Die Nerven liegen ziemlich blank
Man sei angesichts der kurzfristigen Eskalation zunächst auch innerhalb der jesidischen Gemeinde „einfach fassungslos“ über den plötzlichen Gewaltausbruch gewesen. Nun wolle man unbedingt dafür sorgen, dass es künftig friedlich bleibe, auch wenn es in den jesidischen Familien angesichts des IS-Terrors natürlich brodele. Jeder Celler Jeside habe Verwandtschaft in der Gegend um Shingal, in der die IS-Miliz Frauen vergewaltige, Menschen enthaupte, für Angst und Schrecken sorge. Die Nerven, keine Frage, liegen ziemlich blank bei vielen Mitgliedern dieser religiösen Minderheit.
Spätestens seitdem im August muslimische Tschetschenen in Herford ein jesidisches Restaurant überfallen und anschließend Hunderte von Jesiden spontan Jagd auf die Tschetschenen gemacht haben, sind auch die Spannungen publik, die sich zwischen Mitgliedern dieser beiden Volksgruppen entwickeln können. Aber wie und warum genau es am Dienstagabend ausgerechnet in Celle zu der erneuten Eskalation kam, konnte die Polizei trotz der intensiven Gespräche mit den Beteiligten zunächst nicht klären.

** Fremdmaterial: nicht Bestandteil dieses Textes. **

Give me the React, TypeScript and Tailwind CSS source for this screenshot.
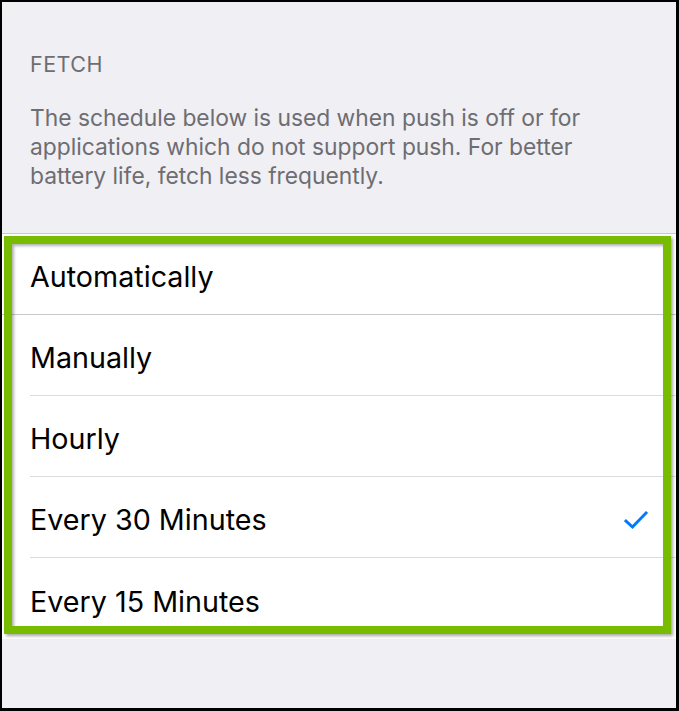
import React from 'react';

type Option = { label: string; checked?: boolean };

const options: Option[] = [
  { label: 'Manually' },
  { label: 'Hourly' },
  { label: 'Every 30 Minutes', checked: true },
  { label: 'Every 15 Minutes' },
];

const Check: React.FC = () => (
  <svg width="24" height="20" viewBox="0 0 24 20" fill="none">
    <path d="M2 11 L8.5 17 L22 3" stroke="#007aff" strokeWidth="3" strokeLinecap="square" />
  </svg>
);

const App: React.FC = () => {
  return (
    <div
      className="relative w-[679px] h-[711px] overflow-hidden bg-[#efeff4] border-2 border-r-[3px] border-b-[3px] border-black"
      style={{ fontFamily: 'Inter, "Noto Sans", sans-serif' }}
    >
      {/* section header */}
      <div className="px-[28px] pt-[48px] pb-[43px] text-[#6d6d72]">
        <div className="text-[21.5px] leading-[28px] tracking-[0.5px]">FETCH</div>
        <p className="mt-[25px] text-[22.8px] leading-[29px]">
          The schedule below is used when push is off or for applications which do not support push. For better
          battery life, fetch less frequently.
        </p>
      </div>

      {/* fetch options */}
      <div className="bg-white border-t border-[#c8c7cc]">
        <div className="h-[81px] flex items-center pt-[6px] px-[28px] border-b border-[#c8c7cc] text-[28.7px] text-black">
          Automatically
        </div>
        {options.map((o, i) => (
          <div key={o.label} className="pl-[28px]">
            <div
              className={
                i < options.length - 1
                  ? 'h-[81px] flex items-center justify-between pt-[6px] pr-[28px] border-b border-[#dcdce0] text-[28.7px] text-black'
                  : 'h-[81px] flex items-center justify-between pt-[6px] pr-[28px] text-[28.7px] text-black'
              }
            >
              <span>{o.label}</span>
              {o.checked && <Check />}
            </div>
          </div>
        ))}
      </div>

      {/* green highlight frame */}
      <div className="absolute left-[2px] top-[234px] w-[667px] h-[398px] border-[8px] border-[#77bc00] shadow-[2px_2px_3px_rgba(0,0,0,0.35),inset_2px_2px_3px_rgba(0,0,0,0.3)]" />
    </div>
  );
};

export default App;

Pahsin Ipek vom jesidischen Zentrum berichtete zwar, dass sich die Situation „aus einer kleineren Sache hochgeschaukelt“ habe, dass Jugendliche beider Seiten sich zunächst nur beschimpft hätten, dass man wohl auch gegenseitig Angst voreinander gehabt und erst richtig aufeinander losgegangen sei, als die ersten Polizisten hinzukamen. Warum die jesidische Gruppe aber ausgerechnet in dem Viertel Celles auftauchte, in dem viele tschetschenische Familien leben, vermochte auch Ipek nicht zu sagen.
Fakt ist, dass es am Montagabend in ganz Norddeutschland spontane Demonstrationen gegen die Terrormiliz IS gab, an denen vorwiegend Kurden teilnahmen. In Hamburg zogen rund 200 Demonstrationsteilnehmer vor das Rathaus, in Hannover versammelten sich rund 450 Menschen, in Göttingen 350 und in Bremen rund 300. Dort empfing am Dienstag Bürgermeister Jens Böhrnsen eine Delegation kurdischer Vereine und sicherte ihnen die Solidarität und die Unterstützung der Hansestadt zu. „Sie sind ein Teil Bremens und wir alle machen uns gemeinsam mit Ihnen große Sorgen“, sagte der Sozialdemokrat und sicherte den Jesiden erneut Erleichterungen beim Zuzug von Familienangehörigen zu.
Fakt ist auch, dass tschetschenische Flüchtlinge in den vergangenen Monaten immer wieder als besonders gewaltbereit aufgefallen sind. Gerade in der Enge und Gereiztheit von Flüchtlingsunterkünften kommt es immer wieder zu Zwischenfällen. So meldete die brandenburgische Polizei im August eine Massenschlägerei zwischen Tschetschenen und Afrikanern, im September konnte die Hamburger Polizei mit Müh und Not gewaltsame Auseinandersetzungen zwischen muslimischen Tschetschenen und christlichen Flüchtlingen aus Eritrea verhindern.